About
Youtubebrief is a working YouTube brief generator.
Paste a YouTube URL and Youtubebrief prepares a structured brief that is easier to review, cite, and copy into notes, docs, or prompts.
What it does
Youtubebrief validates the YouTube link, collects available video context, runs the configured summary engine, and renders a public-safe report page with TL;DR bullets, section notes, timestamp evidence, and Markdown output.
The public web product is meant for one explicit YouTube URL at a time. It does not ask users to upload private files, and it keeps the original source visible so a generated note can be checked before it is reused.
Who it is for
It is built for students, founders, researchers, and operators who need to turn long videos into reviewable notes without losing the source link or timestamp trail.
Common use cases include lecture review, webinar notes, product demo analysis, meeting preparation from a public talk, and first-pass research before a deeper manual review.
What it is not
It is not a replacement for watching important source material. Generated briefs can miss nuance, so the report keeps the original YouTube link and timestamp evidence visible for checking.
It is also not a YouTube search engine, playlist crawler, or channel monitor. Users choose the video they want to process, and Youtubebrief focuses on making that chosen source easier to review.
Current free web access
Anonymous visitors can create three accepted free web briefs per locked local day. Logged-in unpaid visitors can create four. Free browser summaries use the current no-cost web summary path in this first pass.
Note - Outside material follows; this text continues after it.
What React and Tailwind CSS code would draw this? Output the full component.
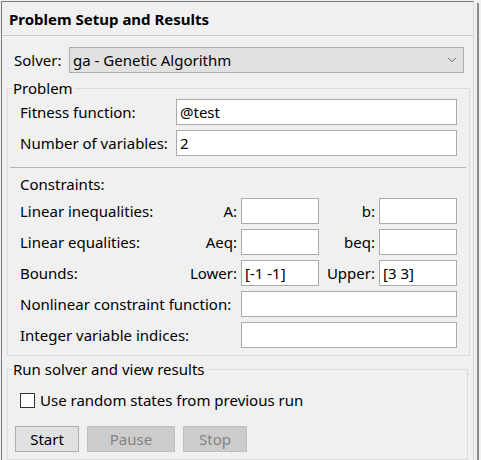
import { ChevronDown } from "lucide-react";

const font = { fontFamily: '"Noto Sans", "Liberation Sans", sans-serif' };

function Field({ value = "", className = "" }) {
  return (
    <div
      className={
        "h-[26px] bg-white border border-[#ababab] px-[3px] flex items-center text-[15px] text-black " +
        className
      }
    >
      {value}
    </div>
  );
}

function SmallRow({ label, a, aVal, b, bVal }) {
  return (
    <div className="flex items-center h-[26px]">
      <div className="w-[150px]">{label}</div>
      <div className="w-[71px] text-right pr-[4px]">{a}</div>
      <Field value={aVal} className="w-[78px]" />
      <div className="w-[60px] text-right pr-[4px]">{b}</div>
      <Field value={bVal} className="w-[78px]" />
    </div>
  );
}

function WideRow({ label, value, labelWidth }) {
  return (
    <div className="flex items-center h-[26px]">
      <div className={labelWidth}>{label}</div>
      <Field value={value} className="flex-1" />
    </div>
  );
}

export default function App() {
  return (
    <div
      className="w-[481px] h-[460px] bg-[#f0f0f0] overflow-hidden flex text-[15px] text-black leading-5"
      style={font}
    >
      <div className="ml-[1px] mt-px w-[473px] border-l border-t border-[#7a7a7a] border-r border-r-[#d9d9d9] flex flex-col">
        <div className="h-[34px] flex items-center pl-[7px] border-b border-[#c8c8c8] font-bold text-[15px]">
          Problem Setup and Results
        </div>

        <div className="flex items-center mt-[11px] pl-[12px] pr-[9px] h-[26px]">
          <span className="w-[55px]">Solver:</span>
          <div className="flex-1 h-[26px] bg-[#e1e1e1] border border-[#adadad] flex items-center pl-[3px] pr-[4px]">
            <span className="flex-1">ga - Genetic Algorithm</span>
            <ChevronDown size={14} strokeWidth={1.3} className="text-[#444]" />
          </div>
        </div>

        <fieldset className="mt-[5px] mx-[5px] border border-[#dcdcdc] pl-[4px] pr-[12px] pb-[7px]">
          <legend className="px-px leading-5">Problem</legend>
          <div className="pl-[8px] flex flex-col">
            <div className="mt-px flex flex-col gap-[5px]">
              <WideRow label="Fitness function:" value="@test" labelWidth="w-[156px]" />
              <WideRow label="Number of variables:" value="2" labelWidth="w-[156px]" />
            </div>
            <div className="mt-[11px] -ml-[10px] -mr-[9px] border-t border-[#b4b4b4]" />
            <div className="mt-[6px] h-5">Constraints:</div>
            <div className="mt-[4px] flex flex-col gap-[5px]">
              <SmallRow label="Linear inequalities:" a="A:" b="b:" />
              <SmallRow label="Linear equalities:" a="Aeq:" b="beq:" />
              <SmallRow label="Bounds:" a="Lower:" aVal="[-1 -1]" b="Upper:" bVal="[3 3]" />
              <WideRow label="Nonlinear constraint function:" labelWidth="w-[221px]" />
              <WideRow label="Integer variable indices:" labelWidth="w-[221px]" />
            </div>
          </div>
        </fieldset>

        <fieldset className="mt-[3px] mx-[5px] border border-[#dcdcdc] pl-[4px] flex-1">
          <legend className="px-px leading-5">Run solver and view results</legend>
          <div className="pl-[8px] flex items-center gap-[5px] mt-[11px]">
            <span className="w-[15px] h-[15px] bg-white border border-[#333]" />
            <span>Use random states from previous run</span>
          </div>
          <div className="flex gap-[8px] mt-[16px] pl-[3px]">
            <button className="w-[64px] h-[26px] bg-[#e1e1e1] border border-[#adadad] text-black">
              Start
            </button>
            <button className="w-[88px] h-[26px] bg-[#cccccc] border border-[#bfbfbf] text-[#838383]">
              Pause
            </button>
            <button className="w-[64px] h-[26px] bg-[#cccccc] border border-[#bfbfbf] text-[#838383]">
              Stop
            </button>
          </div>
        </fieldset>
      </div>
      <div className="w-[6px] flex">
        <div className="ml-[3px] mt-[3px] w-[2px] bg-[#8a8a8a]" />
      </div>
    </div>
  );
}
Developer automation is separate from the free web page. CLI, batch, and local MCP workflows use account access and prepaid minutes because they can process larger explicit URL sets.
How to verify a brief
Start with the TL;DR for orientation, then scan the section notes. If a claim will be used in a report, prompt, decision, or public document, open the original video and compare the relevant timestamp evidence against the source.
Editorial approach
Youtubebrief's pages avoid pretending that generated notes are final truth. The site explains the workflow, shows sample output shapes, documents privacy and quota boundaries, and links to guides about source-aware review.